Consequently, if the trust is classified as a grantor trust for income tax reporting purposes, the settlor can at any time substitute low tax basis assets held in the trust for high tax basis assets held by the settlor, such that upon the settlor’s subsequent death those low basis assets will be subjected to a basis adjustment (upward, hopefully) because those low basis assets will be included in the settlor’s taxable estate. [IRC 1014(a).] The settlor could also use a promissory note to be exchanged for the low basis assets held in the trust so long as the note carries fair market interest, and probably the note should be adequately collaterized as well, but the trustee will have to assure itself that the promissory note is, in fact, equivalent in value to the assets that are being transferred to the settlor.

If the trust is a non-grantor trust, this opportunity by the settlor to ‘swap’ assets of equivalent fair market value will be unavailable. Hence, the desire to convert the non-grantor trust to a grantor trust in order to move the low-basis assets out of the trust and back into the settlor’s taxable estate.

Converting a Non-Grantor Trust to Grantor Trust: There are two basic ways to convert a non-grantor trust to a grantor trust.

Modification: Under the Michigan Trust Code an irrevocable trust can be modified to add the power to substitute assets of equivalent value.
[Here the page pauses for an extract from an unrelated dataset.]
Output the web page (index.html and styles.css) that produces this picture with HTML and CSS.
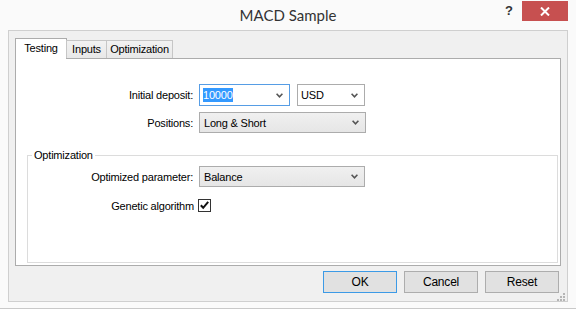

But the settlor cannot be a party to the modification proceeding. The petition to modify the trust must be initiated either by the trust beneficiaries or the trustee. The Trust Code also permits a modification of the trust instrument even if the amendment results in a departure from the trust’s material purposes. [MCL 700.7411- consent by beneficiaries; MCL 700.7412 – unanticipated circumstances; or MCL 700.7416 – to further the trust’s tax planning objectives.]
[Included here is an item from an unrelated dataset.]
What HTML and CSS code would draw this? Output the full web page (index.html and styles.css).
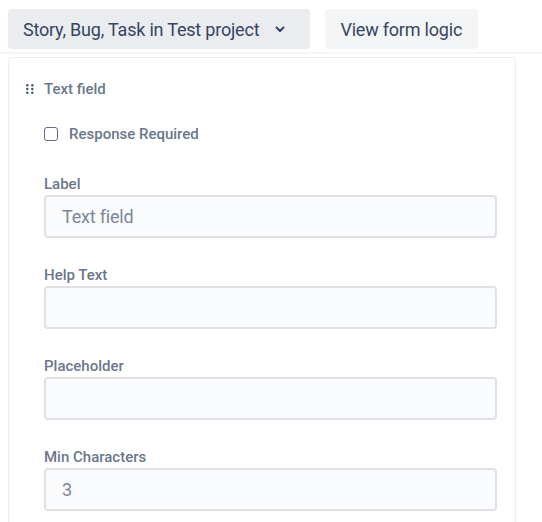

The primary limitation if the trust instrument is modified to convert it to a grantor trust is that the substitution power that is added to the trust cannot be exercised in a manner to that shifts benefits among the trust beneficiaries. [Revenue Ruling 2008-22.]

Probate court approval of the modification of the trust should be obtained for a couple of reasons. First is that it will provide proof that the change is authorized by law. Second, it also provides the optic of permanence to the change to the trust.  In addition, it is possible that the probate court approval might (no guarantee) bind the IRS for some purposes, since the operative event for tax purposes, the settlor’s death with respect to estate tax inclusion of the substituted assets,  has not yet occurred. [Revenue Ruling 73-142.]

In sum, an irrevocable trust instrument can be modified to add provisions that will cause the trust to be converted to a grantor trust, which will enable the settlor to move appreciated assets back into the settlor’s taxable estate for purposes of an income tax basis adjustment on the settlor’s death.

Decanting: The trustee could also exercise its statutory decanting power under the Michigan Trust Code to add a provision to the trust instrument that grants the power of substitution to the settlor. [MCL 700.7820a(7.)] Arguably such an addition to the trust instrument would be in the nature of an administrative provision to the trust that would not impact the beneficial interests of the trust beneficiaries. While no court hearing is required if the trustee exercises its power to decant the assets to a ‘new’ trust created by the trustee, just a notice of 63 days to the trust beneficiaries, probably obtaining a probate court order approving the decanting to the ‘new’ trust with the power of substitution held by the settlor would be wise for the ‘optic’ reasons noted above. [See also BNA Tax Management Portfolio Trust Decanting No. 871-1st, Section D.3(b).]

Conclusion: Not every trust should be a grantor trust. But for those trusts that were created long ago which have successfully grown in value, some thought should be given to converting those non-grantor trusts to grantor trusts not only for the income tax reporting treatment, where the settlor’s payment of the trust’s income tax liability is not treated as a taxable gift to the trust beneficiaries, but also to substitute high basis assets for low basis assets held in the trust to expose those low basis assets to an income tax basis adjustment on the settlor’s death.